I see in myself so many good things that are only there as a result of you and all you’ve given and shown me, and it makes me feel extraordinary and lucky that you took the time. Because of your teachings I can fix almost anything if it breaks and save the money it would take to hire someone. Because of what you’ve shown it is almost impossible to take advantage of me. By your example, I strive for fairness and try as hard as I can to understand where others are coming from, even when I could not disagree more. It is because of you that I know what it means to make a sacrifice and work to prove your love when you know no other way to show it, because at least it means declaring how you feel instead of doing nothing.
It has been difficult for you and I as people, being so very different and taking such different paths, to understand one another. For many years we tiptoed around each other to maintain a mutual respect for one another – but there has never been a time in my life when I didn’t know how much you loved me and what lengths you would go for me, what you would do if you had to in order to prove it, and prove it you have – many times over.
I think all little boys who are lucky enough to have an active Father in their lives come to view them as heroic in one respect or another, but that only comes when the Father pays enough attention to what their sons need from them, especially the need they have to feel loved, adored, appreciated, honored, protected and safe. It is because of this that you are not just my father, you’re my Daddy. I’ve called you that since I was a child, and no matter how old I get, that is who you will always be to me. You are due nothing but the highest respect and honor I can pay, and if I have failed in conveying that the fault is mine and mine alone.

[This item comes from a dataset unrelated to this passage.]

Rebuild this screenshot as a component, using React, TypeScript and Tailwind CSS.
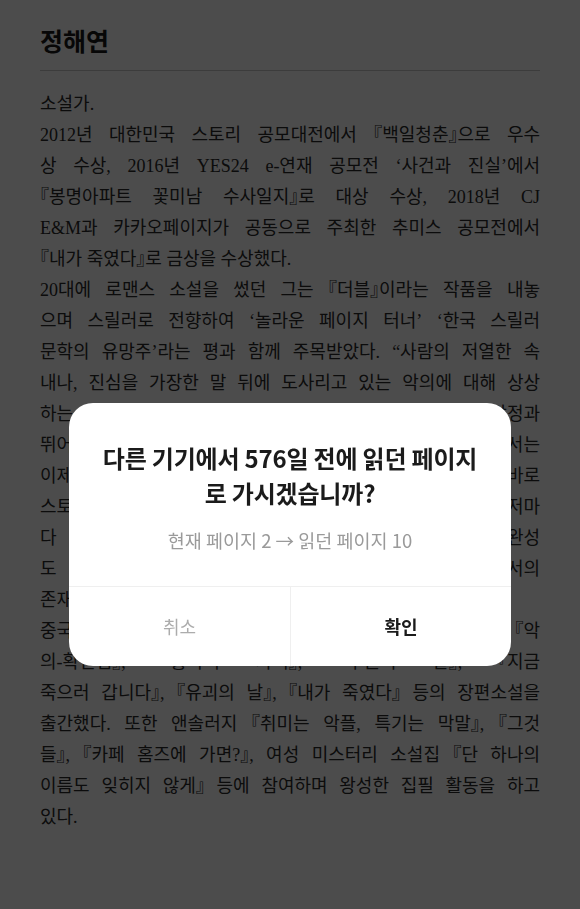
const bodyFont = {
  fontFamily: '"Liberation Serif", "Noto Sans CJK KR", serif',
};

const paragraphs: string[][] = [
  ['소설가.'],
  [
    '2012년 대한민국 스토리 공모대전에서 『백일청춘』으로 우수',
    '상 수상, 2016년 YES24 e-연재 공모전 ‘사건과 진실’에서',
    '『봉명아파트 꽃미남 수사일지』로 대상 수상, 2018년 CJ',
    'E&M과 카카오페이지가 공동으로 주최한 추미스 공모전에서',
    '『내가 죽였다』로 금상을 수상했다.',
  ],
  [
    '20대에 로맨스 소설을 썼던 그는 『더블』이라는 작품을 내놓',
    '으며 스릴러로 전향하여 ‘놀라운 페이지 터너’ ‘한국 스릴러',
    '문학의 유망주’라는 평과 함께 주목받았다. “사람의 저열한 속',
    '내나, 진심을 가장한 말 뒤에 도사리고 있는 악의에 대해 상상',
    '하는 것을 좋아한다”는 그는 인물의 심리와 복잡한 감정과',
    '뛰어난 가독성으로 독자를 사로잡는 그의 작품 속에서는',
    '이제 막 시작된 이야기가 어디로 흘러갈지 알 수 없는 바로',
    '스토리의 긴장감이 끝까지 이어지며, 인물들은 저마',
    '다 자신만의 사연을 품고 있으며, 이를 촘촘히 엮어낸 완성',
    '도 높은 이야기는 장르 독자들에게 한국 스릴러 작가로서의',
    '존재감을 확실히 각인시켰다.',
  ],
  [
    '중국, 일본, 대만 등 해외에 판권을 수출한 『홍학의 자리』, 『악',
    '의-확신범』, 『홍학의 자리』, 『구원의 날』, 『지금',
    '죽으러 갑니다』, 『유괴의 날』, 『내가 죽였다』 등의 장편소설을',
    '출간했다. 또한 앤솔러지 『취미는 악플, 특기는 막말』, 『그것',
    '들』, 『카페 홈즈에 가면?』, 여성 미스터리 소설집 『단 하나의',
    '이름도 잊히지 않게』 등에 참여하며 왕성한 집필 활동을 하고',
    '있다.',
  ],
];

// justify only at the spaces: each word is kept whole
function Line({ text, justify }: { text: string; justify: boolean }) {
  const words = text.split(' ');
  return (
    <span
      className={
        justify ? 'block text-justify [text-align-last:justify]' : 'block text-left'
      }
    >
      {words.map((word, i) => (
        <span key={i}>
          <span className="inline-block">{word}</span>
          {i < words.length - 1 ? ' ' : null}
        </span>
      ))}
    </span>
  );
}

function Paragraph({ lines }: { lines: string[] }) {
  return (
    <div>
      {lines.map((line, i) => (
        <Line key={i} text={line} justify={i !== lines.length - 1} />
      ))}
    </div>
  );
}

function ResumeDialog() {
  return (
    <div
      className="fixed inset-0 flex items-start justify-center px-[69px] pt-[403px]"
      style={{ fontFamily: '"Noto Sans CJK KR", sans-serif' }}
    >
      <div className="w-full overflow-hidden rounded-[24px] bg-white">
        <div className="flex flex-col items-center px-4 pt-[37px] pb-[34px] text-center">
          <p className="text-[24px] leading-[35px] font-bold tracking-[-0.2px] text-[#1b1b1b]">
            다른 기기에서 576일 전에 읽던 페이지
            <br />로 가시겠습니까?
          </p>
          <p className="mt-[18px] text-[18.5px] leading-[24px] text-[#9a9a9a]">
            현재 페이지 2 → 읽던 페이지 10
          </p>
        </div>
        <div className="grid grid-cols-2 border-t border-[#efefef]">
          <button className="h-[79px] text-[18px] text-[#acacac]">취소</button>
          <button className="h-[79px] border-l border-[#efefef] text-[18px] font-bold text-[#1b1b1b]">
            확인
          </button>
        </div>
      </div>
    </div>
  );
}

export default function App() {
  return (
    <div className="relative min-h-[909px] bg-white">
      <div className="px-[40px] pt-[26px] pb-10" style={bodyFont}>
        <h1 className="text-[25px] leading-[34px] font-bold text-[#1a1a1a]">정해연</h1>
        <div className="mt-[10px] border-t border-[#c8c8c8]" />
        <div className="mt-[18px] text-[18px] leading-[31px] text-[#2a2a2a] [font-feature-settings:'halt']">
          {paragraphs.map((lines, i) => (
            <Paragraph key={i} lines={lines} />
          ))}
        </div>
      </div>
      <div className="fixed inset-0 bg-black/70" />
      <ResumeDialog />
    </div>
  );
}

So on this Father’s Day, finally, I credit and thank you, Daddy – with all of the love, honor, and gratitude I can possibly fathom. I thank you for everything you’ve shown, done, given, taught, challenged and tasked me with to be the man I’ve grown to be, to say nothing of putting up with me and supporting me even when I’ve made bad choices and you didn’t have to. I hope you are proud of the work you’ve done as both a father and a man to show me what I needed to know about life, because it is a living thing and however long it took me, I finally got it. I love you more than I could ever show in a lifetime, but we’re both still young and I’m an optimist.
Happy Daddy’s Day!
While he read it, I noticed his lower lip quivering which always means that he's fighting back the urge to break down and cry. I know it well, because I do the same thing. After reading it, his eyes were brimming with tears and he thanked me for writing it, told me how much it meant to him, and said he would keep it forever. I thanked my stepmother and explained how much I love her as well and how grateful I am for the love and joy she's brought to my Daddy's life, because he was so miserably unhappy and lonely for years before her. He stood up to hug me, tried to speak, but his voice cracked and all he could manage was a whisper, telling me again how thankful he was and how he loved me. He hugged me tightly for a long time, and it was possibly the best hug I've ever gotten from him.
I have never felt as close to or loved by my Daddy as I do today, and this has been the best Father's day ever.